The sensors are electrochemical devices which generate a current signal output (typically uA) that is proportional to the amount of oxygen present in the application. When no oxygen is present, the output has a theoretical value of zero. Once oxygen from the application diffuses into the membrane, a signal is generated through a chemical reaction that occurs between the anode, cathode and electrolyte solution.
The main difference between the two measurement ranges is the amount of oxygen present. One can easily convert back and forth between the two, 20.9% is equal to 209,000 ppm of oxygen. PPM or trace oxygen sensors are usually used when oxygen is measured at less than 1000 ppm.
CO2 and H2S gas can have an adverse effect on the life of our oxygen sensors. If you have an application that might contain CO2 or H2S, please contact a sales representative and ask for our recommendations. In most cases, we can offer another sensor model or sample system recommendation to negate the problem.
All sensors are rated at 0°C (32°F) to 50°C (122°F)
Temperature influences the signal output at the rate of 2.54% per °C. Compensation is recommended.

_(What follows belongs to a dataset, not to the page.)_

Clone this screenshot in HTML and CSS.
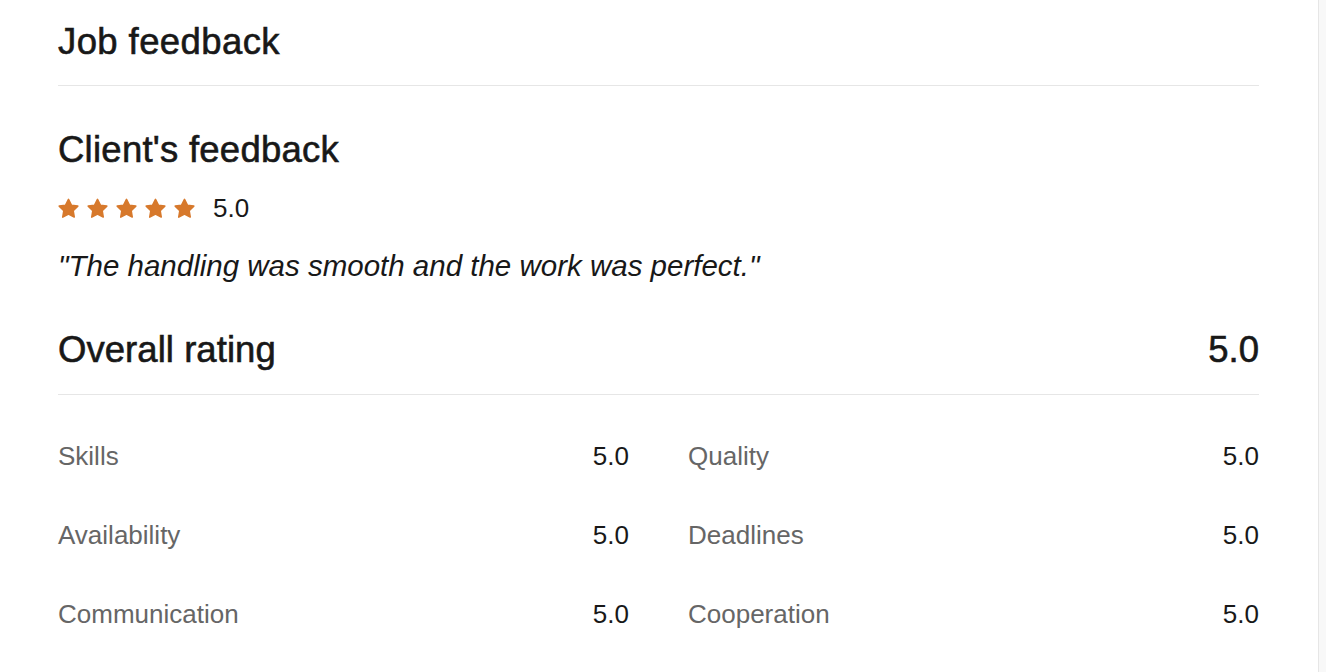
FILE: index.html
```html
<!DOCTYPE html>
<html lang="en">
<head>
<meta charset="utf-8">
<title>Job feedback</title>
<link rel="stylesheet" href="styles.css">
</head>
<body>
<div class="page">
  <main class="content">
    <header class="header">
      <h1 class="title">Job feedback</h1>
    </header>
    <section class="client">
      <h2 class="subtitle client-title">Client's feedback</h2>
      <div class="stars-row">
        <div class="stars">
          <svg class="star" viewBox="0 0 20 20"><path d="M10 1.3 L12.75 6.85 L18.85 7.75 L14.43 12.05 L15.47 18.15 L10 15.28 L4.53 18.15 L5.57 12.05 L1.15 7.75 L7.25 6.85 Z"/></svg>
          <svg class="star" viewBox="0 0 20 20"><path d="M10 1.3 L12.75 6.85 L18.85 7.75 L14.43 12.05 L15.47 18.15 L10 15.28 L4.53 18.15 L5.57 12.05 L1.15 7.75 L7.25 6.85 Z"/></svg>
          <svg class="star" viewBox="0 0 20 20"><path d="M10 1.3 L12.75 6.85 L18.85 7.75 L14.43 12.05 L15.47 18.15 L10 15.28 L4.53 18.15 L5.57 12.05 L1.15 7.75 L7.25 6.85 Z"/></svg>
          <svg class="star" viewBox="0 0 20 20"><path d="M10 1.3 L12.75 6.85 L18.85 7.75 L14.43 12.05 L15.47 18.15 L10 15.28 L4.53 18.15 L5.57 12.05 L1.15 7.75 L7.25 6.85 Z"/></svg>
          <svg class="star" viewBox="0 0 20 20"><path d="M10 1.3 L12.75 6.85 L18.85 7.75 L14.43 12.05 L15.47 18.15 L10 15.28 L4.53 18.15 L5.57 12.05 L1.15 7.75 L7.25 6.85 Z"/></svg>
        </div>
        <span class="score">5.0</span>
      </div>
      <p class="quote">"The handling was smooth and the work was perfect."</p>
    </section>
    <section class="overall">
      <h2 class="subtitle overall-title">Overall rating</h2>
      <span class="overall-score">5.0</span>
    </section>
    <div class="breakdown">
      <div class="item"><span class="label">Skills</span><span class="value">5.0</span></div>
      <div class="item"><span class="label">Quality</span><span class="value">5.0</span></div>
      <div class="item"><span class="label">Availability</span><span class="value">5.0</span></div>
      <div class="item"><span class="label">Deadlines</span><span class="value">5.0</span></div>
      <div class="item"><span class="label">Communication</span><span class="value">5.0</span></div>
      <div class="item"><span class="label">Cooperation</span><span class="value">5.0</span></div>
    </div>
  </main>
  <div class="scrollbar"></div>
</div>
</body>
</html>
```
FILE: styles.css
```css
html, body {
  margin: 0;
  padding: 0;
  background: #ffffff;
}
body {
  font-family: "Liberation Sans", Arial, sans-serif;
  color: #181818;
  overflow: hidden;
}
.page {
  display: flex;
  height: 672px;
}
.content {
  flex: 1;
  padding: 20px 59px 0 58px;
  min-width: 0;
}
.scrollbar {
  width: 7px;
  border-left: 1px solid #e6e6e6;
  background: #f8f8f8;
}
.header {
  border-bottom: 1px solid #e6e6e6;
  padding-bottom: 21px;
}
.title, .subtitle {
  margin: 0;
  font-size: 36.5px;
  line-height: 44px;
  font-weight: 400;
  color: #181818;
  letter-spacing: 0.4px;
  -webkit-text-stroke: 0.6px #181818;
}
.client-title {
  letter-spacing: 0.25px;
}
.overall-title {
  letter-spacing: 0.05px;
}
.client {
  padding-top: 42px;
}
.stars-row {
  display: flex;
  align-items: center;
  gap: 18px;
  margin-top: 24px;
  height: 24px;
}
.stars {
  display: flex;
  gap: 8px;
}
.star {
  width: 21px;
  height: 21px;
  fill: #d7792c;
  stroke: #d7792c;
  stroke-width: 1.5;
  stroke-linejoin: round;
}
.score {
  font-size: 26px;
  line-height: 24px;
  color: #181818;
}
.quote {
  margin: 28px 0 0;
  font-size: 29.5px;
  line-height: 36px;
  font-style: italic;
  color: #181818;
}
.overall {
  margin-top: 44px;
  display: flex;
  justify-content: space-between;
  align-items: center;
  padding-bottom: 22px;
  border-bottom: 1px solid #e6e6e6;
}
.overall-score {
  font-size: 36.5px;
  line-height: 44px;
  color: #181818;
  -webkit-text-stroke: 0.6px #181818;
}
.breakdown {
  display: grid;
  grid-template-columns: 1fr 1fr;
  column-gap: 59px;
  row-gap: 47px;
  padding-top: 45px;
}
.item {
  display: flex;
  justify-content: space-between;
  align-items: center;
  height: 32px;
  font-size: 26px;
  line-height: 32px;
}
.label {
  color: #666666;
}
.value {
  color: #181818;
}
```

Moisture does not damage the sensor, however build up of excess moisture can block the gas flow. Another issue to monitor is that moisture and other types of corrosive liquids can damage the electrical connections of the sensor rendering it non-responsive.
The maximum load is a flat 10K, however no load is recommended. It is also worthwhile to note that the sensors cannot handle a reverse current flow.
Calibration is recommended by using a certified span gas in the range of analysis. We recommend sourcing an O2 mixture that falls into the 80 – 100% of the range you are using. Calibration should be in intervals of 2 – 3 months or as required by your application.
This is really dependent on the specific sensor as each may have a different storage life. For a general rule, we like to store our acid electrolyte sensors for a maximum of 3 months (for use with CO2 or Natural Gas). For our standard trace sensors, they can easily sit on a shelf up to 12 months as they are packaged in a nitrogen purged bags. For some of the higher output percent sensors, we would recommend 6 months or less. For our long life percent sensors, 12 months. When it doubt, reference the specification sheet of the sensor you are using as that has a more definitive answer.